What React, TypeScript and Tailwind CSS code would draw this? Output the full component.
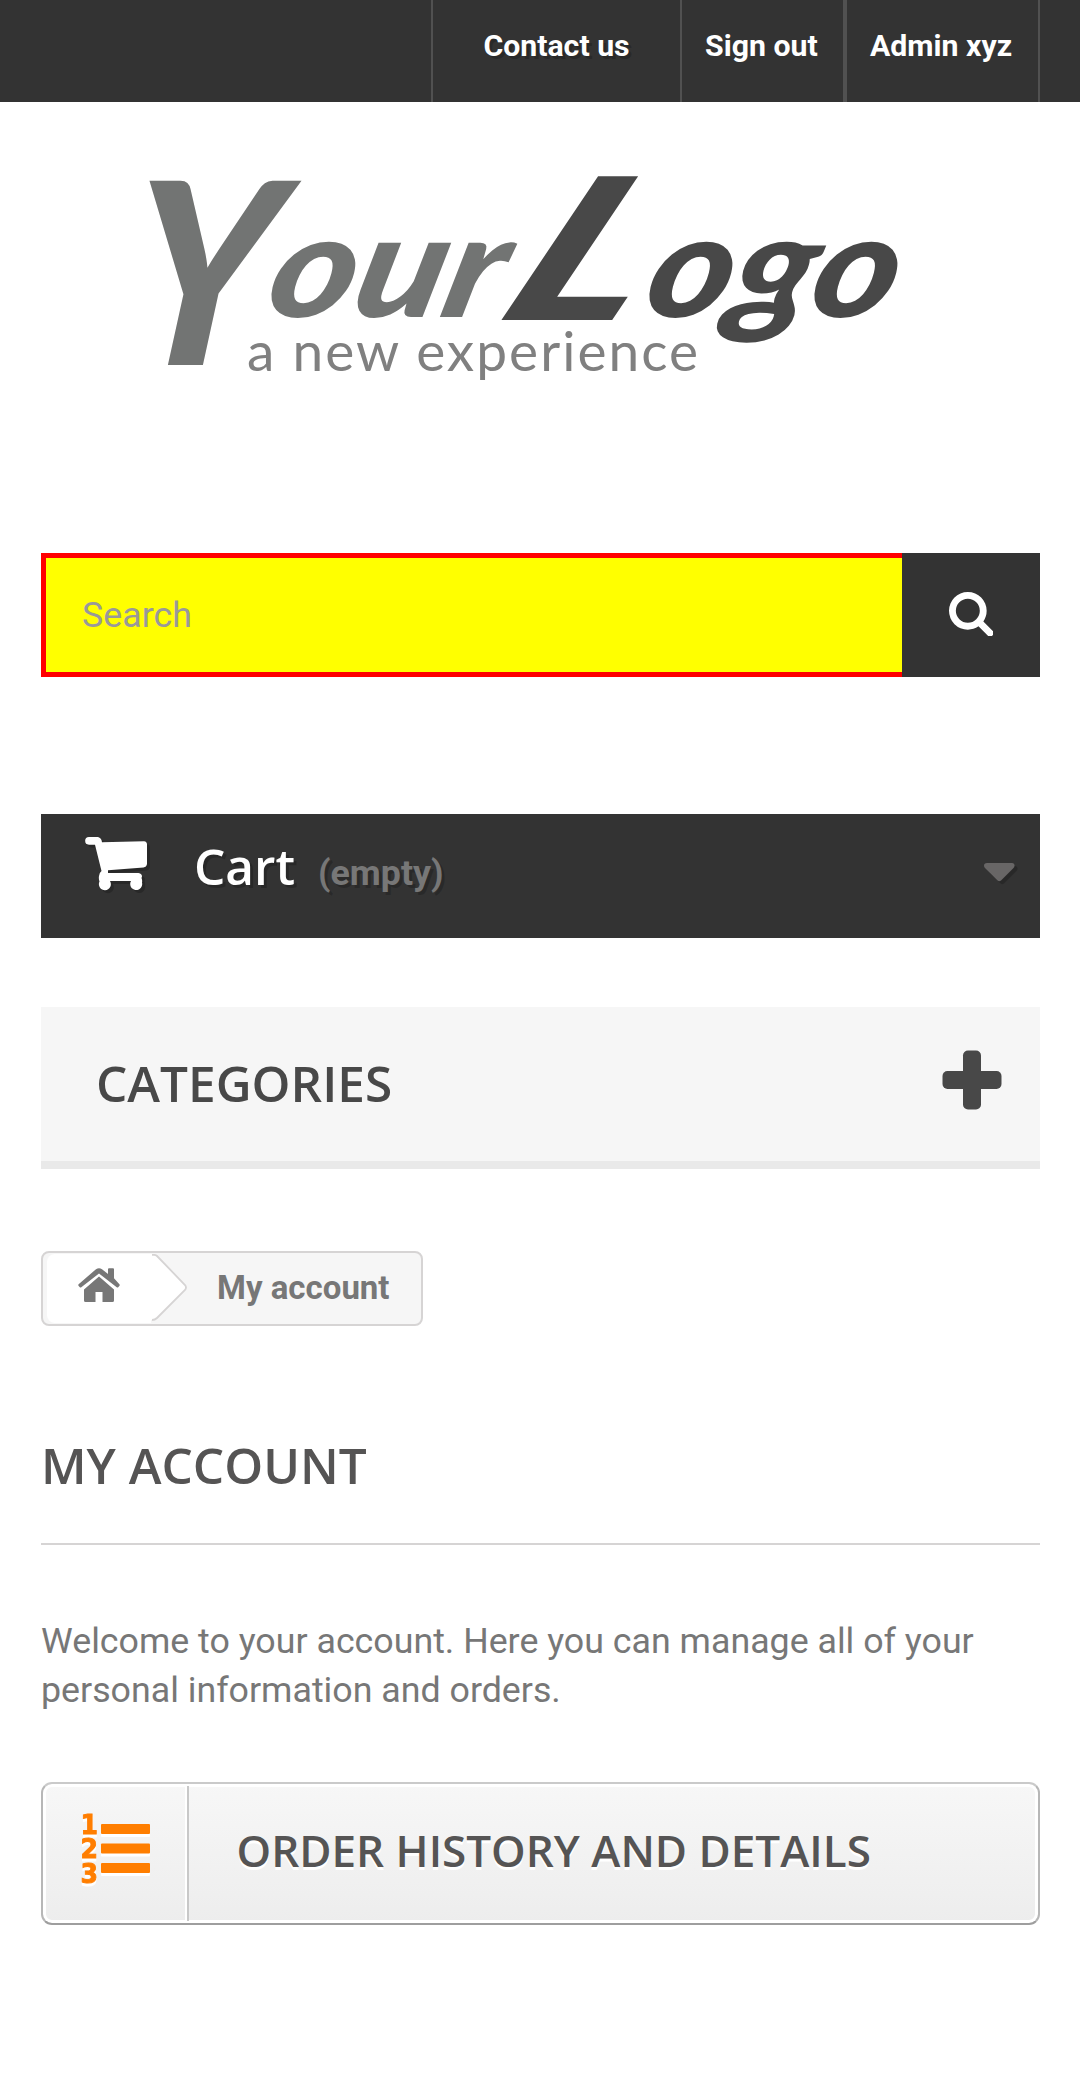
import React from "react";

function Logo() {
  return (
    <svg className="block h-[240px] w-[800px] overflow-visible" viewBox="120 160 800 240" role="img" aria-label="Your Logo, a new experience">
      <g fontFamily="Lato, sans-serif" fontWeight={900} fontStyle="italic">
        <g fill="#727473">
          <text transform="matrix(0.95 0 -0.1 1 120 365)" fontSize="254">Y</text>
          <text transform="matrix(1 0 -0.25 1 262 317)" fontSize="144" textLength="234" lengthAdjust="spacingAndGlyphs">our</text>
        </g>
        <g fill="#484848">
          <text transform="matrix(1.4 0 -0.5 1 492 320)" fontSize="198">L</text>
          <text transform="matrix(1 0 -0.25 1 640 317)" fontSize="144" textLength="250" lengthAdjust="spacingAndGlyphs">ogo</text>
        </g>
      </g>
      <text x="247" y="371" fill="#808080" fontFamily="Lato, sans-serif" fontSize="55" textLength="451">
        a new experience
      </text>
    </svg>
  );
}

function SearchIcon() {
  return (
    <svg className="h-[44.500px] w-[44.500px]" viewBox="0 128 1664 1664" fill="#fff">
      <path d="M1152 832q0-185-131.5-316.5t-316.5-131.5-316.5 131.5-131.5 316.5 131.5 316.5 316.5 131.5 316.5-131.5 131.5-316.5zm512 832q0 52-38 90t-90 38q-54 0-90-38l-343-342q-179 124-399 124-143 0-273.5-55.5t-225-150-150-225-55.5-273.5 55.5-273.5 150-225 225-150 273.5-55.5 273.5 55.5 225 150 150 225 55.5 273.5q0 220-124 399l343 343q37 37 37 90z" />
    </svg>
  );
}

function CartIcon() {
  return (
    <svg className="mt-[23px] h-[54px] w-[63px] overflow-visible drop-shadow-[3px_3px_0_rgba(0,0,0,0.2)]" viewBox="0 0 63 54" fill="#fff">
      <path d="M4 0H13Q16.500 1 17 5.300L59 4.200Q62 4.500 62 7.500V27Q61.500 30 58.500 30.500L23 33.200V36H53.500Q57 36.500 57 39.500L56.500 41Q57.500 43 57 45.500A6 6 0 1 1 46 44H25A6 6 0 1 1 14.500 44.500Q13.500 42 14 39Q14 36 16.500 34L10 7.700H4A3.850 3.850 0 0 1 4 0Z" />
    </svg>
  );
}

function CaretIcon() {
  return (
    <svg className="mt-[49px] h-[19px] w-[31px] overflow-visible drop-shadow-[3px_3px_0_rgba(0,0,0,0.2)]" viewBox="0 0 31 19" fill="#686666">
      <path d="M3 0H28Q30.500 0 30.500 2.500Q30.500 4 29.500 5L17 17.500Q15.300 19 13.600 17.500L1 5Q0 4 0 2.500Q0 0 3 0Z" />
    </svg>
  );
}

function HomeIcon() {
  return (
    <svg className="h-[34px] w-[42px]" viewBox="0 0 42 34" fill="#777">
      <path d="M6 21.500V32.500Q6 34 7.500 34H17.500V24H24.500V34H34.500Q36 34 36 32.500V21.500L21 8.500Z" />
      <path d="M36 10.300V1.300Q36 .3 35 .3H31Q30 .3 30 1.300V6L24 1.200Q21 -.8 18 1.200L.6 16.200Q-.1 17 .5 17.700L1.800 19.200Q2.600 19.800 3.300 19.200L21 5.500L38.700 19.200Q39.500 19.800 40.200 19.200L41.500 17.700Q42.100 17 41.400 16.200Z" />
    </svg>
  );
}

function OrderedListIcon() {
  return (
    <svg className="h-[70px] w-[70px] overflow-visible drop-shadow-[0_3px_0_#fff]" viewBox="0 0 70 70" fill="#ff7e00">
      <g fontFamily="'DejaVu Sans', sans-serif" fontWeight={700} fontSize="26" stroke="#ff7e00" strokeWidth="0.9">
        <text x="-1.500" y="19.700" textLength="17.5" lengthAdjust="spacingAndGlyphs">1</text>
        <text x="-1.500" y="44" textLength="17.5" lengthAdjust="spacingAndGlyphs">2</text>
        <text x="-1.500" y="68.500" textLength="17.5" lengthAdjust="spacingAndGlyphs">3</text>
      </g>
      <rect x="19" y="10" width="49" height="10" rx="1" />
      <rect x="19" y="29.500" width="49" height="10" rx="1" />
      <rect x="19" y="49" width="49" height="10" rx="1" />
    </svg>
  );
}

export default function App() {
  return (
    <div className="h-[2082px] w-[1080px] overflow-hidden bg-white font-[Roboto,sans-serif] text-[35.75px] leading-[49px] text-[#777]">
      <nav className="flex h-[102px] justify-end bg-[#333] pr-10 text-[30.25px] font-bold leading-[50px] text-white">
        <a className="w-[251px] border-x-2 border-[#515151] pt-[21px] text-center [text-shadow:3px_3px_0_rgba(0,0,0,0.2)]">Contact us</a>
        <a className="w-[163px] border-r-2 border-[#515151] pl-[23px] pt-[21px]">Sign out</a>
        <a className="w-[195px] border-x-2 border-[#515151] pl-[23px] pt-[21px]">Admin xyz</a>
      </nav>

      <header className="px-[41px]">
        <div className="ml-[79px] pt-[58px]">
          <Logo />
        </div>

        <form className="mt-[153px] flex h-[124px] w-[999px]">
          <div className="flex w-[861px] items-center border-y-[5px] border-l-[5px] border-[#f00] bg-[#ff0] pl-9 pt-px text-[#999]">Search</div>
          <button type="button" className="flex w-[138px] items-start justify-center bg-[#333] pt-[38.500px]">
            <SearchIcon />
          </button>
        </form>

        <div className="mt-[137px] flex h-[124px] w-[999px] bg-[#333] pl-11 pr-[25px] [text-shadow:3px_3px_0_rgba(0,0,0,0.2)]">
          <CartIcon />
          <div className="ml-[46px] flex flex-1 items-baseline pt-[18px]">
            <span className="font-['Open_Sans',sans-serif] text-[49.500px] font-semibold leading-[68px] text-white">Cart</span>
            <span className="ml-[23px] font-bold">(empty)</span>
          </div>
          <CaretIcon />
        </div>
      </header>

      <main className="px-[41px]">
        <section className="mt-[69px] flex h-[162px] w-[999px] items-start justify-between border-b-8 border-[#e9e9e9] bg-[#f6f6f6] pl-[55px] pr-[38px]">
          <h2 className="pt-[42px] font-['Open_Sans',sans-serif] text-[49.500px] font-semibold leading-[68px] text-[#484848]">CATEGORIES</h2>
          <svg className="mt-[43px] h-[60px] w-[60px]" viewBox="0 0 60 60" fill="#484848">
            <rect x="21" y="0.500" width="18" height="59" rx="5" />
            <rect x="0.500" y="21" width="59" height="18" rx="5" />
          </svg>
        </section>

        <div className="mt-[82px] flex h-[75px] w-[382px] rounded-lg border-2 border-[#d6d4d4] bg-[#f6f6f6] text-[33px] font-bold">
          <div className="relative ml-1 mt-px flex h-[69px] w-[104px] justify-center rounded-l-lg bg-white pt-[14px]">
            <HomeIcon />
            <svg className="absolute left-[104px] top-0 h-[69px] w-9" viewBox="0 0 36 69">
              <path d="M0 0H3Q5 1 6 2L34 31Q36 33.500 34 36L6 64Q4 66 0 66V69Z" fill="#fff" />
              <path d="M1 .8H3Q5 1 6 2L34 31Q36 33.500 34 36L6 64Q4 66 1 66" fill="none" stroke="#d6d4d4" strokeWidth="1.800" />
            </svg>
          </div>
          <span className="ml-[66px] mt-[10px]">My account</span>
        </div>

        <h1 className="mt-[105px] h-[114px] w-[999px] border-b-2 border-[#d6d4d4] font-['Open_Sans',sans-serif] text-[49.500px] font-semibold leading-[68px] text-[#555454]">MY ACCOUNT</h1>

        <p className="mt-[72px] w-[999px]">Welcome to your account. Here you can manage all of your personal information and orders.</p>

        <a className="mt-[67px] flex h-[143px] w-[999px] rounded-[11px] border-2 border-x-[#b7b7b7] border-b-[#9e9e9e] border-t-[#cacaca] bg-linear-to-b from-[#f7f7f7] to-[#ededed] shadow-[inset_0_0_0_3px_#fff]">
          <span className="mt-0.5 flex h-[135px] w-[146px] border-r-2 border-[#c8c8c8] pl-[39px] pt-7 shadow-[inset_-2px_0_0_#fff]">
            <OrderedListIcon />
          </span>
          <span className="ml-[47.500px] pt-[36px] font-['Open_Sans',sans-serif] text-[44px] font-semibold leading-[60px] text-[#555454] [text-shadow:0_3px_0_#fff]">ORDER HISTORY AND DETAILS</span>
        </a>
      </main>
    </div>
  );
}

*-*-*

§ **TASK INSTRUCTIONS**
List all lines above in which the string "React" appears.

§ **OUTPUT OF THE EXERCISE**
What React, TypeScript and Tailwind CSS code would draw this? Output the full component.
import React from "react";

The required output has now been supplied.